In the embodiment shown in FIGS. 4 and 5, the roller 40 is the same as the
roller 40 of the embodiment shown in FIGS. 2 and 3, whereas the roller 42
is formed with annular grooves 49 aligned with the projections 48 of the
roller 40 to receive those projections therein. In this case, an outer
circumferential portion 51 of the roller 42 may be made of a firm material
such as a metal.
Also in FIGS. 4 and 5, the thickness of the stencil S is shown as
substantially enlarged as compared with the rollers 40 and 42 for the
clarity of illustration, and therefore the width and the depth of the
groove 49 are shown to be substantially greater than the width and the
depth of the projection 48, although the cross sectional shape of the
projection 48 and the groove 49 are not so different as shown in the
figure, because the thickness of the stencil is very small such as about
40 microns.
In the embodiment shown in FIG. 1, the roller 40 is rotatably supported at
an end of a pair of arm members 54 which are pivotably supported by a
pivot shaft 52 supported from a housing, not shown in the figure, of the
rotary stencil printer, so as to be movable between a position pressed
against the roller 42 as shown in the figure and a position removed from
the roller 42. In more detail, the arm members 54 are exerted with a
biasing force of springs 56 which are connected at one end thereof to arm
members and connected at the other end thereof to said housing not shown
in the figure in the direction to remove the roller 40 away from the
roller 42, and there are provided solenoid actuators 58 adapted to act at
the other ends of the arm members 54 so as to turn, when energized, the
arm members 54 around the pivot shaft 52 anti-clockwise against the
biasing force of the springs 56 so as to press the roller 40 against the
roller 42. The roller 42 is adapted to be driven for rotation in
synchronization with the stencil feed rollers 36 so that, when the stencil
is to be fed through the pairs of the rollers 36 and the rollers 40 and 42
as shown in FIG. 1, the roller 42 and the pair of rollers 36 are driven by
a driving means not shown in the figure according to a predetermined
controlled manner so as to feed, in cooperation, the stencil toward the
cylindrical printing drum 10. Therefore, when the stencil is fed through
the rollers 40 and 42 while the solenoid actuator 58 is being operated,
the stencil is formed with the firming folds by the projections 48.

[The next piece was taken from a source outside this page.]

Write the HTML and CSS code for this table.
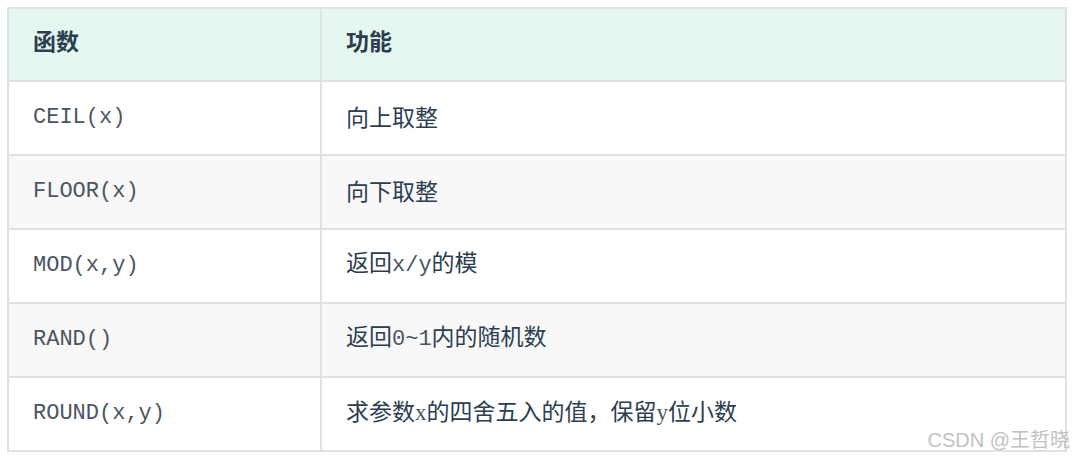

A stencil cut means 60 is provided between the stencil feed means and the
printing drum. The stencil cut means comprises a lower stationary edge 62
and an upper movable edge 64 vertically movable relative to the stationary
edge. When the movable edge 64 is moved downward in the figure, the
stencil is cut along the engagement of the stationary and movable edges.
The other constructions of the rotary stencil printer shown in FIG. 1 are
those conventional to the rotary stencil printer of this type. In detail,
66 is a back press roller for pressing a print sheet against the
cylindrical printing drum 10 during printing, adapted to be selectively
moved up and down by a back press roller operation means 68, in
synchronization with the rotation of the cylindrical printing drum 10 and
in response to supply of a print sheet from a print sheet supply means
described hereinbelow, so as to press the print sheet against the printing
drum. 70 is the print sheet supply means, comprising a print sheet support
plate 72 supporting a stack of print sheet P and gradually movable upward
according to consumption of the print sheet, a print sheet feed out roller
74 for feeding out the uppermost print sheet of the stack thereof one by
one, a print sheet separation roller 76, and a pair of timing rollers 78
for feeding the print sheet in synchronization with the rotation of the
printing drum 10.
The print sheet pressed against the cylindrical printing drum 10 bearing a
perforated stencil therearound by the back press roller 60 and given a
print image thereon is separated from the printing drum as it moves
accompanying the rotation of the printing drum on the way thereof by a
separation claw 80 adapted to engage the leading edge thereof, and is
collected by a print sheet discharge means 82 which further comprises a
belt conveyer 84 for transporting the print sheet separated by the
separation claw 80 starting from the leading end, a vacuum chamber 86 for
applying a vacuum to the rear side of the belt conveyer 84 to attract the
print sheet onto the upper surface of the belt conveyer, and a print sheet
collection tray 88.
After the completion of the printing, the used stencil is, when the
cylindrical printing drum 10 is rotated with the clamp plate 16 of the
stencil leading end mounting means 12 turned open, peeled off from the
printing drum, starting from its leading edge by a stencil separation claw
92 of a stencil disposal means 90, and fed through a pair of stencil
disposal rollers 94 toward and into a stencil disposal box 96.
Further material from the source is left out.